» Data section:
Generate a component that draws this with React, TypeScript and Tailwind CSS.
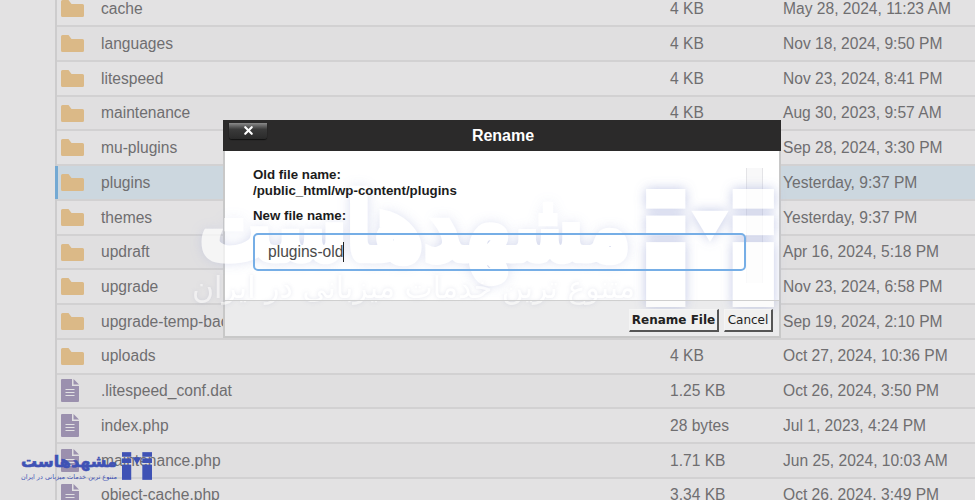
import { X } from 'lucide-react';

type Row = { name: string; size: string; date: string; kind: 'dir' | 'file'; selected?: boolean };

const rows: Row[] = [
  { name: 'cache', size: '4 KB', date: 'May 28, 2024, 11:23 AM', kind: 'dir' },
  { name: 'languages', size: '4 KB', date: 'Nov 18, 2024, 9:50 PM', kind: 'dir' },
  { name: 'litespeed', size: '4 KB', date: 'Nov 23, 2024, 8:41 PM', kind: 'dir' },
  { name: 'maintenance', size: '4 KB', date: 'Aug 30, 2023, 9:57 AM', kind: 'dir' },
  { name: 'mu-plugins', size: '4 KB', date: 'Sep 28, 2024, 3:30 PM', kind: 'dir' },
  { name: 'plugins', size: '4 KB', date: 'Yesterday, 9:37 PM', kind: 'dir', selected: true },
  { name: 'themes', size: '4 KB', date: 'Yesterday, 9:37 PM', kind: 'dir' },
  { name: 'updraft', size: '4 KB', date: 'Apr 16, 2024, 5:18 PM', kind: 'dir' },
  { name: 'upgrade', size: '4 KB', date: 'Nov 23, 2024, 6:58 PM', kind: 'dir' },
  { name: 'upgrade-temp-backup', size: '4 KB', date: 'Sep 19, 2024, 2:10 PM', kind: 'dir' },
  { name: 'uploads', size: '4 KB', date: 'Oct 27, 2024, 10:36 PM', kind: 'dir' },
  { name: '.litespeed_conf.dat', size: '1.25 KB', date: 'Oct 26, 2024, 3:50 PM', kind: 'file' },
  { name: 'index.php', size: '28 bytes', date: 'Jul 1, 2023, 4:24 PM', kind: 'file' },
  { name: 'maintenance.php', size: '1.71 KB', date: 'Jun 25, 2024, 10:03 AM', kind: 'file' },
  { name: 'object-cache.php', size: '3.34 KB', date: 'Oct 26, 2024, 3:49 PM', kind: 'file' },
];

function FolderIcon() {
  return (
    <svg width="23" height="17" viewBox="0 0 23 17">
      <path d="M1.5 0H7.5L10.5 4H21.5Q23 4 23 5.5V15.5Q23 17 21.5 17H1.5Q0 17 0 15.5V1.5Q0 0 1.5 0Z" fill="#dbb987" />
    </svg>
  );
}

function FileIcon() {
  return (
    <svg width="18" height="23" viewBox="0 0 18 23">
      <path d="M1 0H11V7H18V22Q18 23 17 23H1Q0 23 0 22V1Q0 0 1 0Z" fill="#9b90ae" />
      <path d="M12.5 0L18 5.5H12.5Z" fill="#9b90ae" />
      <path d="M4.5 10.5H13.5M4.5 13.5H13.5M4.5 16.5H13.5" stroke="#e2e1e3" strokeWidth="1.2" />
    </svg>
  );
}

function LogoMark({ className, color }: { className: string; color: string }) {
  return (
    <svg className={className} viewBox="0 0 130 120" fill={color}>
      <rect x="0" y="0" width="40" height="20" />
      <rect x="0" y="27" width="40" height="20" />
      <rect x="0" y="54" width="40" height="66" />
      <rect x="88" y="0" width="42" height="20" />
      <rect x="88" y="27" width="42" height="20" />
      <rect x="88" y="54" width="42" height="66" />
      <path d="M46 22H84L65 54Z" />
    </svg>
  );
}

export default function App() {
  return (
    <div className="relative h-[500px] w-[975px] overflow-hidden bg-[#e3e2e3] font-['Liberation_Sans',Arial,sans-serif]">
      {/* File list */}
      <div className="-mt-[7.4px] ml-[55px] border-l-2 border-[#cdcccd]">
        {rows.map((row, i) => (
          <div
            key={row.name}
            className={
              'relative flex h-[34.73px] items-center border-b-2 border-[#d2d1d2] text-[15.6px] text-[#6f6e70] ' +
              (row.selected ? 'bg-[#ccd7df]' : i % 2 ? 'bg-[#e0dfe0]' : 'bg-[#e3e2e3]')
            }
          >
            {row.selected && <div className="absolute -left-[2px] top-0 h-full w-[3px] bg-[#74a9d3]" />}
            <div className="flex w-[44px] justify-start pl-[4px]">
              {row.kind === 'dir' ? <FolderIcon /> : <FileIcon />}
            </div>
            <div className="w-[569px] whitespace-nowrap">{row.name}</div>
            <div className="w-[113px] whitespace-nowrap">{row.size}</div>
            <div className="whitespace-nowrap">{row.date}</div>
          </div>
        ))}
      </div>

      {/* Rename dialog */}
      <div className="absolute left-[223px] top-[120px] flex h-[218px] w-[558px] flex-col border-x-2 border-b-2 border-[#c8c8c8] bg-white">
        <div className="relative -mx-[2px] flex h-[31px] shrink-0 items-center justify-center bg-[#2b2a2a] pl-[2px]">
          <div className="absolute left-[6px] top-[3px] flex h-[16px] w-[38px] justify-center rounded-b-[3px] bg-gradient-to-b from-[#8b8b8b] from-0% via-[#3a3a3a] via-40% to-[#2a2a2a] shadow-[0_1px_1px_#111]">
            <X className="mt-[1px] h-[13px] w-[13px] text-white" strokeWidth={4} />
          </div>
          <span className="text-[16px] font-bold text-white">Rename</span>
        </div>
        <div className="relative flex-1 px-[28px] pt-[16px]">
          <div className="absolute left-[521px] top-[17px] h-[115px] w-[17px] border-x border-[#e4e4e7] bg-[#f8f8f9]" />
          <div className="relative z-10 text-[13.3px] font-bold leading-[16px] text-[#1c1c1c]">
            <div>Old file name:</div>
            <div>/public_html/wp-content/plugins</div>
            <div className="mt-[9px]">New file name:</div>
            <div className="mt-[9px] flex h-[38px] w-[493px] items-center rounded-[5px] border-2 border-[#76aee6] pl-[13px] text-[15.6px] font-normal text-[#4a4a4a]">
              plugins-old<span className="h-[20px] w-px bg-[#222]" />
            </div>
          </div>
        </div>
        <div className="relative z-10 flex h-[36px] shrink-0 items-start justify-end gap-[5px] border-t border-[#cfcfcf] pr-[6px] pt-[8px] font-['DejaVu_Sans',sans-serif] leading-none text-[#222]">
          <div className="flex h-[23px] w-[90px] items-center justify-center whitespace-nowrap border border-b-2 border-r-2 border-[#f4f4f4] border-b-[#555] border-r-[#555] bg-[#f0f0f0] text-[12px] font-bold">
            Rename File
          </div>
          <div className="flex h-[23px] w-[49px] items-center justify-center border border-b-2 border-r-2 border-[#f4f4f4] border-b-[#555] border-r-[#555] bg-[#f0f0f0] text-[12px]">
            Cancel
          </div>
        </div>
        <div className="absolute bottom-0 left-0 right-0 h-[36px] bg-[#ebebec]" />
      </div>

      {/* Center watermark */}
      <div className="pointer-events-none absolute left-[195px] top-[182px] flex h-[130px] w-[590px] items-start">
        <div className="w-[440px] text-center font-['DejaVu_Sans',sans-serif] text-white" dir="rtl">
          <div className="scale-y-[1.3] whitespace-nowrap text-[72px] font-bold leading-[92px] opacity-70 [-webkit-text-stroke:5px_white] [text-shadow:0_0_12px_rgba(170,178,220,0.9)]">مشهدهاست</div>
          <div className="-mt-[2px] whitespace-nowrap text-[30px] leading-[32px] opacity-50 [text-shadow:0_0_4px_rgba(150,155,190,0.5)]">متنوع ترین خدمات میزبانی در ایران</div>
        </div>
        <LogoMark className="ml-[10px] mt-[7px] h-[118px] w-[130px] opacity-80 drop-shadow-[0_0_6px_rgba(170,178,220,0.9)]" color="#ffffff" />
      </div>

      {/* Corner logo */}
      <div className="pointer-events-none absolute left-[20px] top-[452px] flex items-start gap-[4px]">
        <div className="w-[98px] text-center font-['DejaVu_Sans',sans-serif] text-[#3f52b5]" dir="rtl">
          <div className="whitespace-nowrap text-[16px] font-bold leading-[20px] [-webkit-text-stroke:0.6px_#3f52b5]">مشهدهاست</div>
          <div className="mt-[1px] whitespace-nowrap text-[6.5px] leading-[8px]">متنوع ترین خدمات میزبانی در ایران</div>
        </div>
        <LogoMark className="h-[28px] w-[30px]" color="#3f52b5" />
      </div>
    </div>
  );
}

» Given instruction: Restate the material word for word from its first line through the line containing "string; size: string;", both included; the pictures do not belong in it.

» Result of this task:
Generate a component that draws this with React, TypeScript and Tailwind CSS.
import { X } from 'lucide-react';

type Row = { name: string; size: string; date: string; kind: 'dir' | 'file'; selected?: boolean };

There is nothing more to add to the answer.